Ultrafast metrology

3D Space-time Ultrafast Holography

Optical pulse in 3D: Optical pulse cross-section with complex space-time structure - the pulse shape and arrival time depends non-trivially on transverse position.

The most important aspect of any experiment is the ability to measure a signal that depends on the feature that one is trying to study. In ultrafast science, one is attempting to observe dynamical systems on a sub-picosecond or even sub-femtosecond timescale using optical pulses of a similar or shorter brevity. These timescales are too short to be observed by conventional electronic means, thus one has to resort to advanced metrological methods. Typically these methods are based around measuring the pulse spectrum (the range of frequencies or colours present in the pulse) and the spectral phase (the arrival time of each colour with respect to each other). The shortest pulse is obtained when all the colours arrive simultaneously, and therefore the spectral phase is equal for all frequencies. Spatial holography recods the spatial phase, i.e. distance. In ultrfast optics, we desire the temporal information for all spatial positions.

SEA-SPIDER concept: Concept of SEA-SPIDER measurements that can be used to measure the spatially resolved pulse shape, thus recovering space-time couping.

Another consequence of the short pulse duration is that the electric field strength at the peak of the pulse can become very strong, even for modest pulse energies. These pulses can exhibit nonlinear effects in the medium as the pulse propagates, and can result in the pulses generating more frequencies, solitonic behaviour, self-focusing or even self-confinement, giving rise to a wide-range of applications including long-distance pulse propagation and pulse compression (i.e. further reducing the pulse duration). However, the consequence of this nonlinear interaction between the optical field and the propagating medium is that the pulses become much more complex and the spatial and temporal degrees of freedom become coupled, such that the temporal profile of the pulse can depend in a non-trivial way on the transverse position within the pulse (figure 1). This places much more stringent demands on the metrology required to extract useful information about the pulse.
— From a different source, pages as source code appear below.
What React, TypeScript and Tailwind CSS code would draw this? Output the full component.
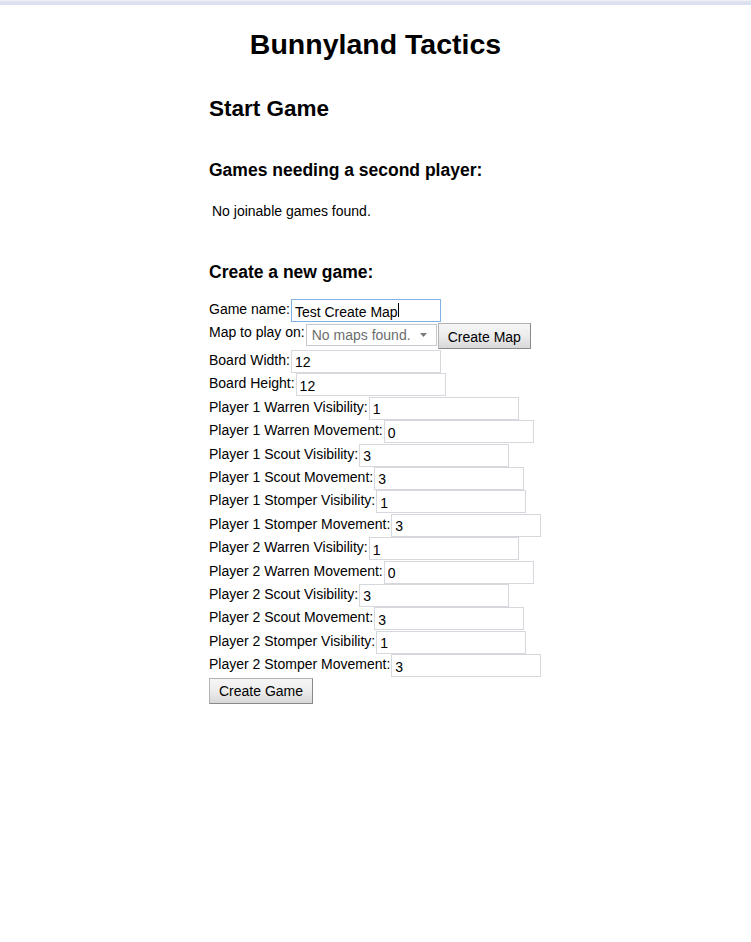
import React from "react";

const fields: [string, string][] = [
  ["Player 1 Warren Visibility:", "1"],
  ["Player 1 Warren Movement:", "0"],
  ["Player 1 Scout Visibility:", "3"],
  ["Player 1 Scout Movement:", "3"],
  ["Player 1 Stomper Visibility:", "1"],
  ["Player 1 Stomper Movement:", "3"],
  ["Player 2 Warren Visibility:", "1"],
  ["Player 2 Warren Movement:", "0"],
  ["Player 2 Scout Visibility:", "3"],
  ["Player 2 Scout Movement:", "3"],
  ["Player 2 Stomper Visibility:", "1"],
  ["Player 2 Stomper Movement:", "3"],
];

function Field({ label, value }: { label: string; value: string }) {
  return (
    <div className="flex h-[23.4px] items-start whitespace-nowrap">
      <label className="mt-[2px] text-[14px] leading-[16px]">{label}</label>
      <input
        readOnly
        defaultValue={value}
        className="ml-px box-border h-[23px] w-[150px] shrink-0 border border-[#d6d8dd] bg-white pb-px pl-[3px] pt-[3px] text-[14px] leading-[16px] text-black outline-none"
      />
    </div>
  );
}

const btn =
  "box-border shrink-0 border border-[#b3b3b3] border-b-[#8a8a8a] border-r-[#8a8a8a] bg-linear-to-b from-[#f6f6f6] via-[#ececec] to-[#d8d8d8] px-[9px] text-[14px] leading-[16px] text-black";

export default function App() {
  return (
    <div className="min-h-[942px] bg-white font-['Liberation_Sans',Arial,sans-serif] text-black">
      <div className="h-px bg-[#eeeff5]" />
      <div className="h-px bg-[#e3e6f0]" />
      <div className="h-[3px] bg-[#dce0f1]" />
      <h1 className="mt-[23px] text-center text-[28.5px] font-bold leading-[32px]">Bunnyland Tactics</h1>
      <div className="mx-auto w-[333px]">
        <h2 className="mt-[36px] text-[22.5px] font-bold leading-[26px]">Start Game</h2>
        <h3 className="mt-[38px] text-[17.5px] font-bold leading-[20px]">Games needing a second player:</h3>
        <p className="mt-[23px] pl-[3px] text-[14px] leading-[16px]">No joinable games found.</p>
        <h3 className="mt-[43px] text-[17.5px] font-bold leading-[20px]">Create a new game:</h3>
        <form className="mt-[17px]" onSubmit={(e) => e.preventDefault()}>
          <div className="flex h-[23.4px] items-start whitespace-nowrap">
            <label className="mt-[2px] text-[14px] leading-[16px]">Game name:</label>
            <div className="relative ml-px shrink-0">
              <input
                readOnly
                defaultValue="Test Create Map"
                className="box-border h-[23px] w-[150px] border border-[#7fb3e6] bg-white pb-px pl-[3px] pt-[3px] text-[14px] leading-[16px] text-black outline-none"
              />
              <span className="absolute left-[107px] top-[4px] h-[14px] w-px bg-black" />
            </div>
          </div>
          <div className="flex h-[27.6px] items-start whitespace-nowrap">
            <label className="mt-[2px] text-[14px] leading-[16px]">Map to play on:</label>
            <div className="ml-px mt-[1.3px] box-border flex h-[22px] w-[131px] shrink-0 items-center justify-between border border-[#c6c8cc] bg-white pl-[5px] pr-[9px] text-[14px] leading-[16px] text-[#6d6d6d]">
              <span>No maps found.</span>
              <svg width="7" height="4" viewBox="0 0 7 4" className="mt-px">
                <path d="M0 0H7L3.5 4Z" fill="#7a7a7a" />
              </svg>
            </div>
            <button type="button" className={btn + " ml-px mt-[0.3px] h-[26px] pt-[3px]"}>Create Map</button>
          </div>
          <Field label="Board Width:" value="12" />
          <Field label="Board Height:" value="12" />
          {fields.map(([l, v]) => (
            <Field key={l} label={l} value={v} />
          ))}
          <button type="submit" className={btn + " mt-px h-[26px]"}>Create Game</button>
        </form>
      </div>
    </div>
  );
}
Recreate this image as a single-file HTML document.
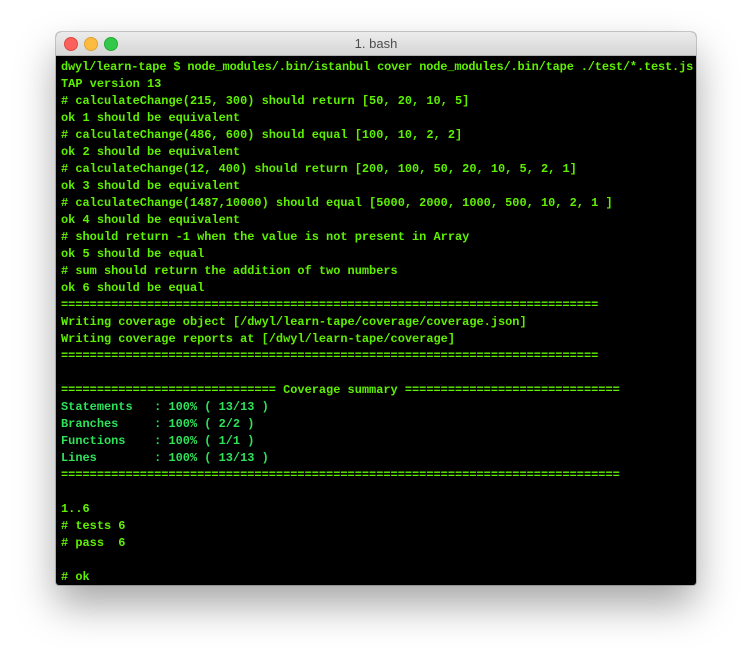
<!DOCTYPE html>
<html><head><style>
html,body{margin:0;padding:0;background:#fff;width:752px;height:666px;overflow:hidden}
.win{position:absolute;left:56px;top:32px;width:640px;height:553px;border-radius:5px 5px 3px 3px;background:#000;overflow:hidden;box-shadow:0 20px 40px rgba(0,0,0,0.35),0 0 0 1px rgba(0,0,0,0.2)}
.tb{height:23px;background:linear-gradient(#ececec,#d6d6d6);border-bottom:1px solid #b4b4b4;position:relative;font:13px "Liberation Sans",sans-serif;color:#4d4d4d;text-align:center;line-height:23px}
.d{position:absolute;top:5px;width:12px;height:12px;border-radius:50%}
pre{margin:0;position:absolute;left:5px;top:27px;font:bold 11.95px/17px "Liberation Mono",monospace;color:#5ff000;letter-spacing:0}
.c{color:#2ee25a}
</style></head><body>
<div class="win">
<div class="tb"><div class="d" style="left:8px;background:#fc605c;border:0.5px solid #de4a43"></div><div class="d" style="left:28px;background:#fdbc40;border:0.5px solid #dea236"></div><div class="d" style="left:48px;background:#34c84a;border:0.5px solid #27aa35"></div>1. bash</div>
<pre><span style="letter-spacing:-0.14px">dwyl/learn-tape $ node_modules/.bin/istanbul cover node_modules/.bin/tape ./test/*.test.js</span>
TAP version 13
# calculateChange(215, 300) should return [50, 20, 10, 5]
ok 1 should be equivalent
# calculateChange(486, 600) should equal [100, 10, 2, 2]
ok 2 should be equivalent
# calculateChange(12, 400) should return [200, 100, 50, 20, 10, 5, 2, 1]
ok 3 should be equivalent
# calculateChange(1487,10000) should equal [5000, 2000, 1000, 500, 10, 2, 1 ]
ok 4 should be equivalent
# should return -1 when the value is not present in Array
ok 5 should be equal
# sum should return the addition of two numbers
ok 6 should be equal
===========================================================================
Writing coverage object [/dwyl/learn-tape/coverage/coverage.json]
Writing coverage reports at [/dwyl/learn-tape/coverage]
===========================================================================

============================== Coverage summary ==============================
<span class="c">Statements   : 100% ( 13/13 )
Branches     : 100% ( 2/2 )
Functions    : 100% ( 1/1 )
Lines        : 100% ( 13/13 )</span>
==============================================================================

1..6
# tests 6
# pass  6

# ok</pre>
</div>
</body></html>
One aspect of our research is to develop advances in complete ultrashort pulse metrology that enable the measurement of these complex pulses in full space and time, requiring the additional measurement of the spectrally dependent spatial wavefront. Using this information one should be able to gain further understanding into the complex nonlinear dynamics of particular interactions and ultimately lead to control of the process towards desired goals. Our technique is based on shearing interferometry[1] – the relative arrival times of adjacent frequencies are measured by interfering two spectrally shifted replicas of the pulse being measured, thus providing the spectral dispersion of the pulse (i.e. spread in arrival times). The spatial wavefront is simultaneously measured in a similar manner – adjacent positions of the wavefront of two identical replicas of the pulse are interfered to provide the local wavefront curvature. Spectrally and spatially resolving both measurements provides a complete measurement of the field. Initial two dimensional (time plus one transverse spatial coordinate) measurements are shown in figure 2.

[1] I. A. Walmsley and C. Dorrer. Characterization of ultrashort electromagnetic pulses. Adv. Opt. Photon., 1:308–437, 2009.